## Your goal
Will you repeat only the lines from the one with "Give me the" through the one with "The picture is", both included, leaving every picture out?

## Task inputs
******

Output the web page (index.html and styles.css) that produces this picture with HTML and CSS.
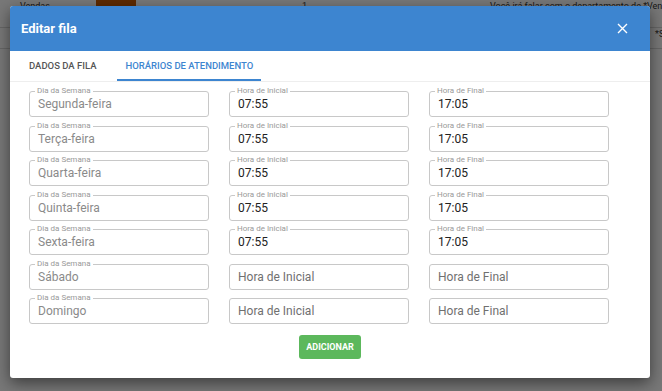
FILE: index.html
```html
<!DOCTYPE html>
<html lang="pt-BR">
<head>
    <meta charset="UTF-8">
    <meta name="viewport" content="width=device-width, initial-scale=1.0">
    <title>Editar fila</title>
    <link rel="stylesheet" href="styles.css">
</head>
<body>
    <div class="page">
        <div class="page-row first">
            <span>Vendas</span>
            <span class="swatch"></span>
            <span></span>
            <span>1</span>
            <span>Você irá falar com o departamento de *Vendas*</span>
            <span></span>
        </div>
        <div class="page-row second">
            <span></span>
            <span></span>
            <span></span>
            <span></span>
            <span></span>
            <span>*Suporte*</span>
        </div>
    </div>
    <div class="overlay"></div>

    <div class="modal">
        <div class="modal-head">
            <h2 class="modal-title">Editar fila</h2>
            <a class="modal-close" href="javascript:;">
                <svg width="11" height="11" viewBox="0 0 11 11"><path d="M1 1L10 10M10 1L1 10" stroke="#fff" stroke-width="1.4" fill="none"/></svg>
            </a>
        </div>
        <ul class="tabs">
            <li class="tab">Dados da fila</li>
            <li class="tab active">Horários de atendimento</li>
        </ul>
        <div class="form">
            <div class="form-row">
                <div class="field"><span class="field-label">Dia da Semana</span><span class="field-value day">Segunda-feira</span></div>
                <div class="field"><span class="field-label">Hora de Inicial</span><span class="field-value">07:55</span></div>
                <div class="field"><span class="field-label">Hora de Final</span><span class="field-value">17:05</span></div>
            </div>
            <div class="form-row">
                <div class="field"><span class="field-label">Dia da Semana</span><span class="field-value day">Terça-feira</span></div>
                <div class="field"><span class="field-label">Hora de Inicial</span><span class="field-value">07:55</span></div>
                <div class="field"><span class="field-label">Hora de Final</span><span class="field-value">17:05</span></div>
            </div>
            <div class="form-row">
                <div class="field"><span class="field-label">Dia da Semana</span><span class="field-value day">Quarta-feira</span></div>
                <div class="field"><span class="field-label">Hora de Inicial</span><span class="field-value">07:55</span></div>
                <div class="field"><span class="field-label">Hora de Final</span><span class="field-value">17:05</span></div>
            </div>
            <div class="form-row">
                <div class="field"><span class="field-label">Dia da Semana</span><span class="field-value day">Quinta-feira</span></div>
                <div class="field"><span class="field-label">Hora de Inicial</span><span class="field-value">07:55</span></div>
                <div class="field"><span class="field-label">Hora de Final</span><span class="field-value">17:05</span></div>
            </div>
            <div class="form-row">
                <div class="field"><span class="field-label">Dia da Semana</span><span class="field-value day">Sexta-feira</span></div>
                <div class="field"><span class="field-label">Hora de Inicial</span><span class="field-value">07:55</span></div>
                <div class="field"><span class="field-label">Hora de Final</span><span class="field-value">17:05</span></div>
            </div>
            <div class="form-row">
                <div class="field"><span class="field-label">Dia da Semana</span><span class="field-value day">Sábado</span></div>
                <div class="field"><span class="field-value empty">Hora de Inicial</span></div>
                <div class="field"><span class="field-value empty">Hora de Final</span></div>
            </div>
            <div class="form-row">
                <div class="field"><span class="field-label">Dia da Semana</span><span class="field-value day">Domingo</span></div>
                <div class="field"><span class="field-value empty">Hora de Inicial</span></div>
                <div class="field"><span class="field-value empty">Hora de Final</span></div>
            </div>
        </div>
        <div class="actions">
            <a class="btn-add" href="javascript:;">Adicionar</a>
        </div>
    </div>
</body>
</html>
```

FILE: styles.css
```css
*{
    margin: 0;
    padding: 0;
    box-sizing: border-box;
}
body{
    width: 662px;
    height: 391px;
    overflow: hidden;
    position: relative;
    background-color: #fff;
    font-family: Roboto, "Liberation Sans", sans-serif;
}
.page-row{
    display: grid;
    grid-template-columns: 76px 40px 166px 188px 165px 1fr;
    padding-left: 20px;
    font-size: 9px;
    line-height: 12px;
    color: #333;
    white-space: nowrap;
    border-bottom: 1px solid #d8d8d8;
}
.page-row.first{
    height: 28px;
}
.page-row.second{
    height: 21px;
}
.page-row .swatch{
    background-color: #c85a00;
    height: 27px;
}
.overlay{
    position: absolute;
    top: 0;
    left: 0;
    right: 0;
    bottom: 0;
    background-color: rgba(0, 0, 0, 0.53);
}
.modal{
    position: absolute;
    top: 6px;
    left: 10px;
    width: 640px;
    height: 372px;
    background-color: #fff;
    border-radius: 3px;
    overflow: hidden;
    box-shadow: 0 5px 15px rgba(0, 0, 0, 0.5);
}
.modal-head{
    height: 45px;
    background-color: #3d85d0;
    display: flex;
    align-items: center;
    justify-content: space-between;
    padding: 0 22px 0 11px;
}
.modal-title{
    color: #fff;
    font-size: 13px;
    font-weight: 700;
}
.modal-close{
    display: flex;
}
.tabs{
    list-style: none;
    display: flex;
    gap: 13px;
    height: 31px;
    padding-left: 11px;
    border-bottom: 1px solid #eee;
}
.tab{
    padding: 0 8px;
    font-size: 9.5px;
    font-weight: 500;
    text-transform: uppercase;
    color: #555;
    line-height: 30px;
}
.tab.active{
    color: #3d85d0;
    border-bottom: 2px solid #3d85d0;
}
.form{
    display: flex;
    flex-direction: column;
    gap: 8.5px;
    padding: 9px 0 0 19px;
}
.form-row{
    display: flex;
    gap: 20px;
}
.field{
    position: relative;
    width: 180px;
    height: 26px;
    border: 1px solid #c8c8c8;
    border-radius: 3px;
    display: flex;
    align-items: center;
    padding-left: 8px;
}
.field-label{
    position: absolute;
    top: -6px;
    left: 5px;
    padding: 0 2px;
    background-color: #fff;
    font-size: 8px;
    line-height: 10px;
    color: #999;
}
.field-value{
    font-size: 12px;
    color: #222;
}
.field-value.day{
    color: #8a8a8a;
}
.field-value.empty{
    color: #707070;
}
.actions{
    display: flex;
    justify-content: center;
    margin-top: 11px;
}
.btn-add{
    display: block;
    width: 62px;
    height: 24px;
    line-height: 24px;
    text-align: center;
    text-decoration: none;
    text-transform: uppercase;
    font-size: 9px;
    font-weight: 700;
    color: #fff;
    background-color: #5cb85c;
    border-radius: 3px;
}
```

******

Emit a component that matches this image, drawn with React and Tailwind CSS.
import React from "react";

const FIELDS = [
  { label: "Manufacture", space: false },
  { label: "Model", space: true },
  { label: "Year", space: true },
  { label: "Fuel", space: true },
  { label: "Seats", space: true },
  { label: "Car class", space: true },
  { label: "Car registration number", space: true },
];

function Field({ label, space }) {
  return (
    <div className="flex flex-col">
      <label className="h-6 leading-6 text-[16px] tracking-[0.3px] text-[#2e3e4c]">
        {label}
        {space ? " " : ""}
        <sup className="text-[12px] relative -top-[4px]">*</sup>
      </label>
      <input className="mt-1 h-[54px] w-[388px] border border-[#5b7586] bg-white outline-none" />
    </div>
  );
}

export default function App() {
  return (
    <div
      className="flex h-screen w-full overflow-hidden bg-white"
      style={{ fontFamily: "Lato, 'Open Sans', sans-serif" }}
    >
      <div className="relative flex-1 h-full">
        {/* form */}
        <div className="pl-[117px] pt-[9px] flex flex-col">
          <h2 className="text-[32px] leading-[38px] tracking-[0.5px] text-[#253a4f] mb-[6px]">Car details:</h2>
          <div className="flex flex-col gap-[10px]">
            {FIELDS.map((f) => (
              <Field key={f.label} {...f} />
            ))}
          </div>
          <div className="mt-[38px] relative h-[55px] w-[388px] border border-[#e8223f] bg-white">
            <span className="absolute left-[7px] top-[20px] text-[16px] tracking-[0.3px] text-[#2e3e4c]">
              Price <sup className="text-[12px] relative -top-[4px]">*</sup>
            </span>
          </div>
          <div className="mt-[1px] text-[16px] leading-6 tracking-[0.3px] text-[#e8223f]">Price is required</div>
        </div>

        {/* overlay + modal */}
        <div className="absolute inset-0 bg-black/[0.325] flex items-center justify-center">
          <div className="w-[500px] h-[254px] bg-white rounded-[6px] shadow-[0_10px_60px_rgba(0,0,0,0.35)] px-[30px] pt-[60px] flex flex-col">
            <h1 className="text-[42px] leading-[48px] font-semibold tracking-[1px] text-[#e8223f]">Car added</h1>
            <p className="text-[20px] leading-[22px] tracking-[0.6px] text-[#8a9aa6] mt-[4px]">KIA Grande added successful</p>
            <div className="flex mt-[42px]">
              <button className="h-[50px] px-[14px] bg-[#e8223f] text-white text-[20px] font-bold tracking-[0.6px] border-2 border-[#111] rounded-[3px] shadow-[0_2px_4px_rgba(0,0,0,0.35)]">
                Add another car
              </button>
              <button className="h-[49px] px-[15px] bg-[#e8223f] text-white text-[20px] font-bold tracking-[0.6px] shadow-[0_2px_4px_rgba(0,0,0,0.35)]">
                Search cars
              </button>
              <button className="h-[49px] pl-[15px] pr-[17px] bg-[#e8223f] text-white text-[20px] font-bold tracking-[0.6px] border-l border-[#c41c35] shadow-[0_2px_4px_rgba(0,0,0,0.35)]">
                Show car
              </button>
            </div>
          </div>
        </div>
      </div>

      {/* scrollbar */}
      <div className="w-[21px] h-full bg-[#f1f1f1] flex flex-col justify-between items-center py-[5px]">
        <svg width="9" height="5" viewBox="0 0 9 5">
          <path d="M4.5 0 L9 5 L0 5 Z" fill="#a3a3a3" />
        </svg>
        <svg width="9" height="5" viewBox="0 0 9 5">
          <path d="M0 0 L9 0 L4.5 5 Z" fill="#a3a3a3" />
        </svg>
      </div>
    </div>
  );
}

******

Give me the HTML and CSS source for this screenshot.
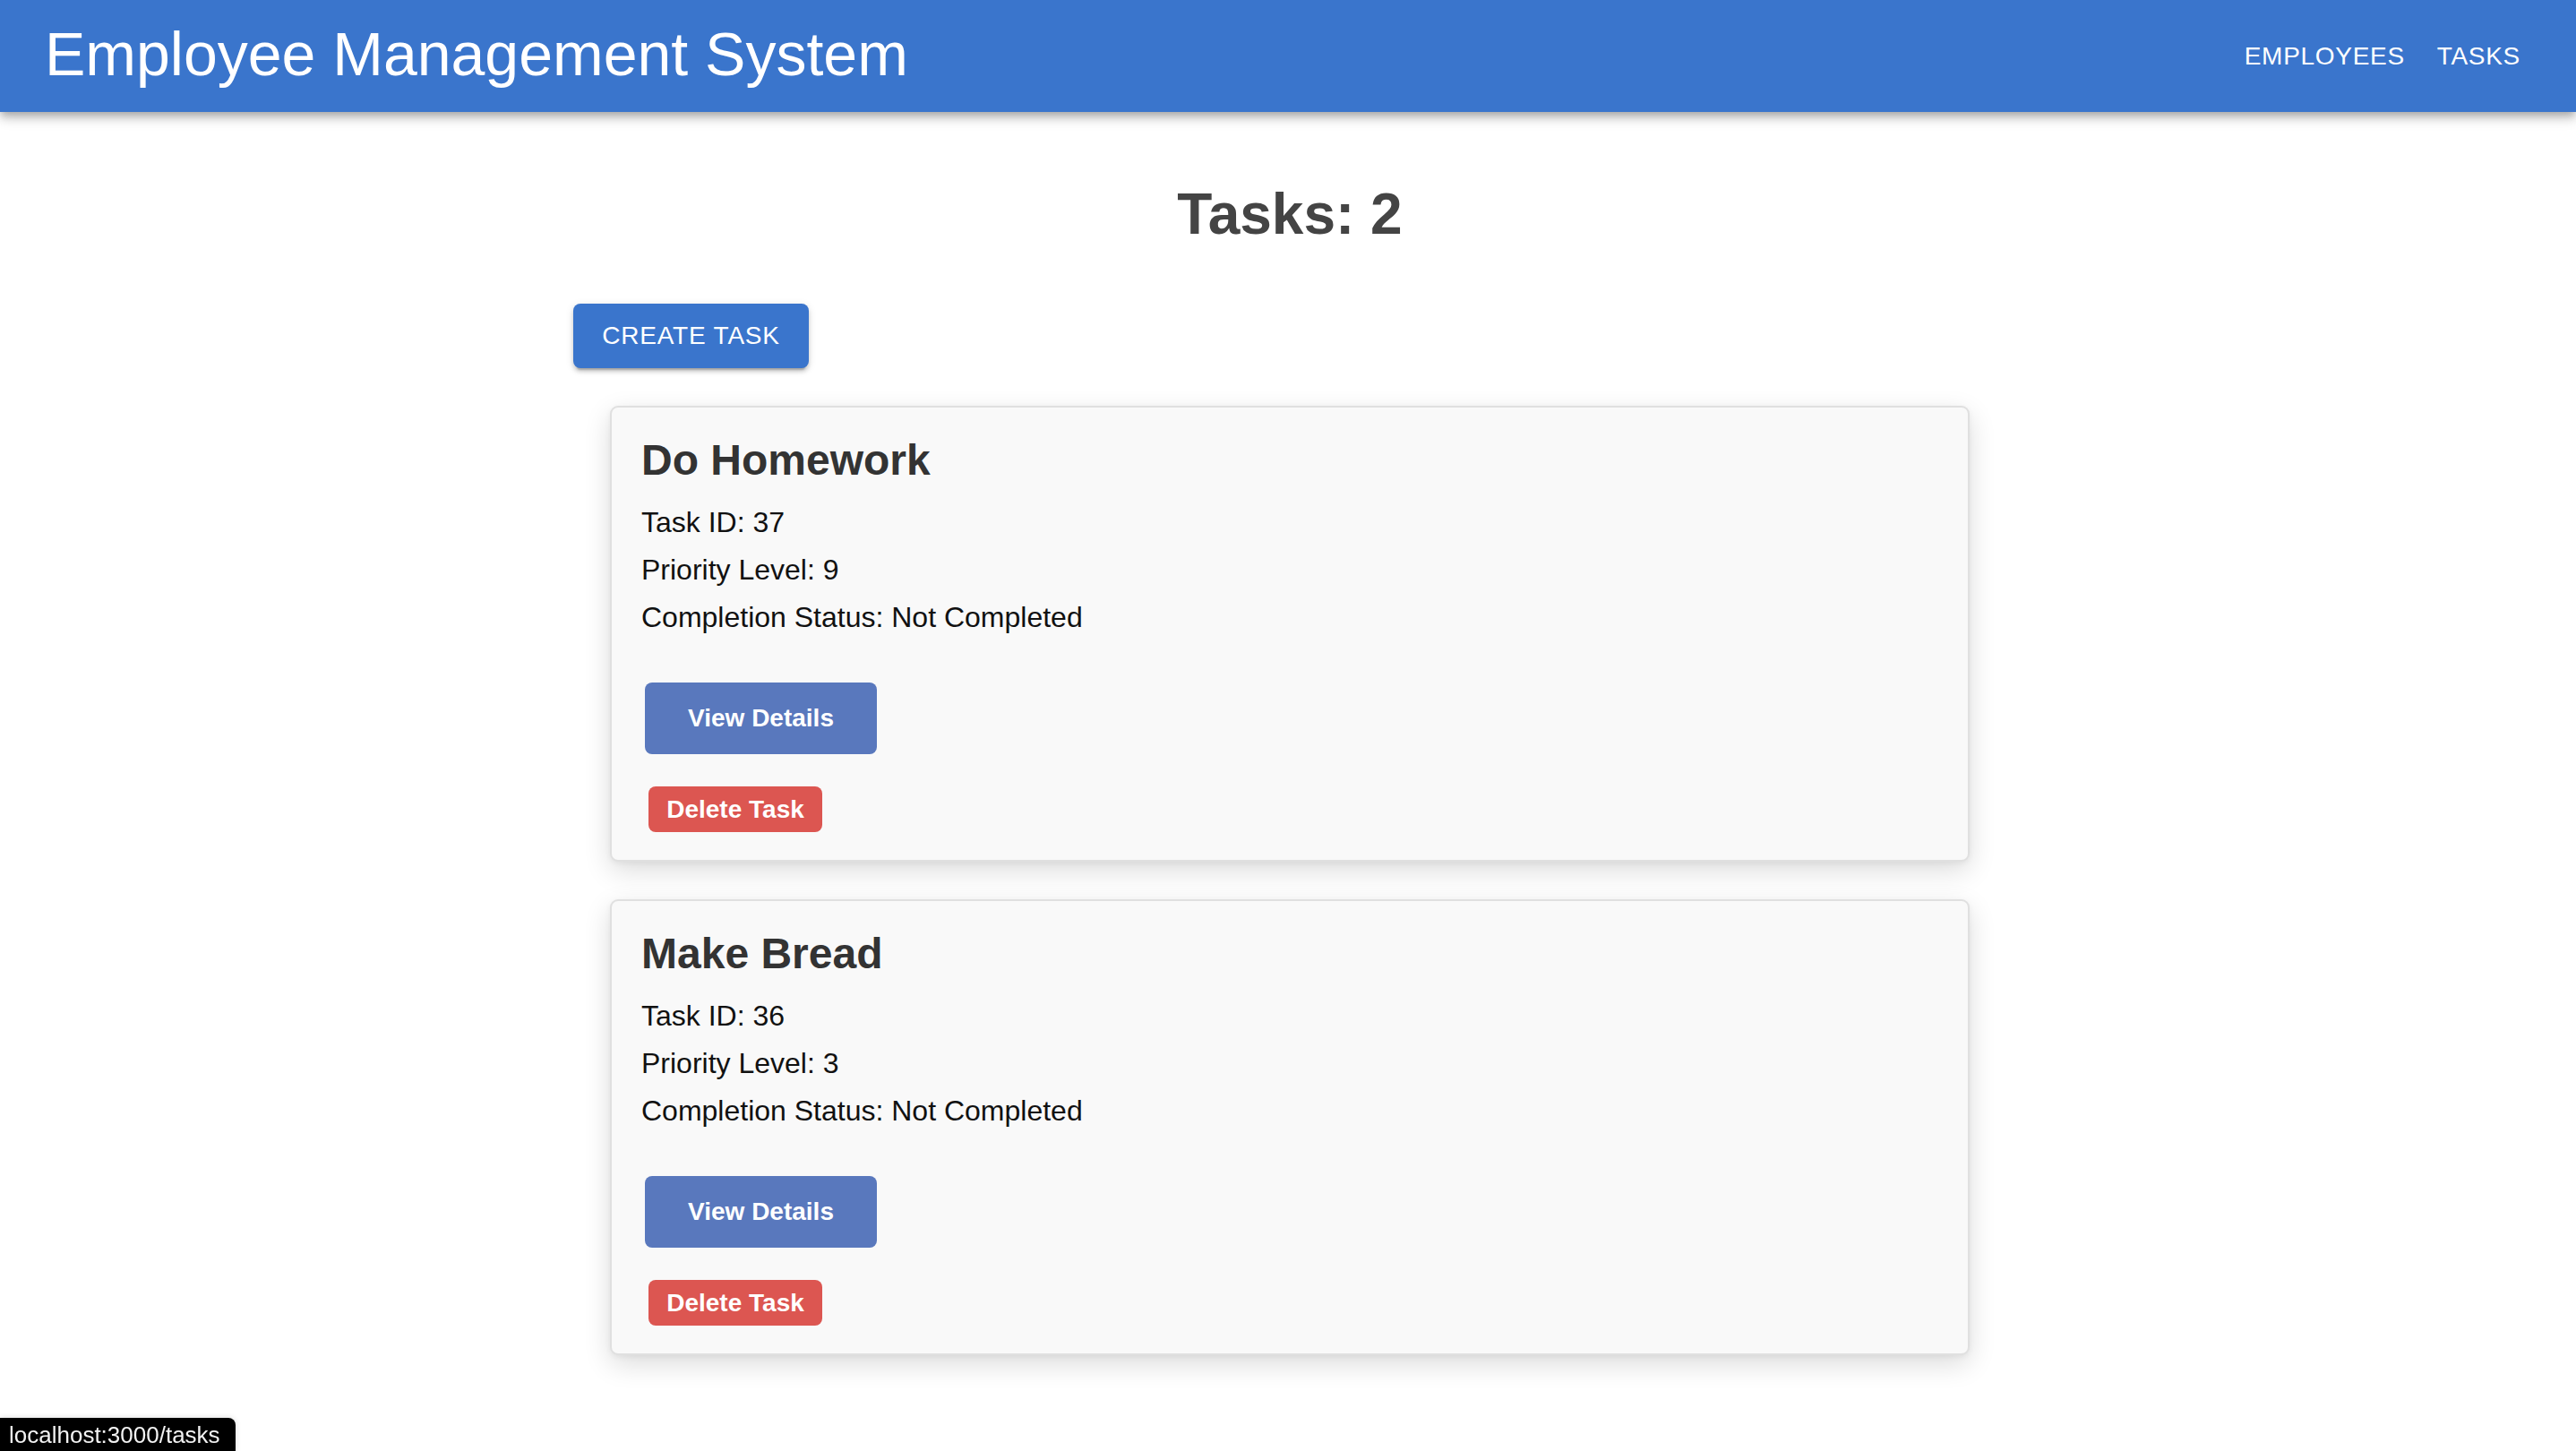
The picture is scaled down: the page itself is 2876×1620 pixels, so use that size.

******

## Result of the exercise
Give me the HTML and CSS source for this screenshot.
The picture is scaled down: the page itself is 2876×1620 pixels, so use that size.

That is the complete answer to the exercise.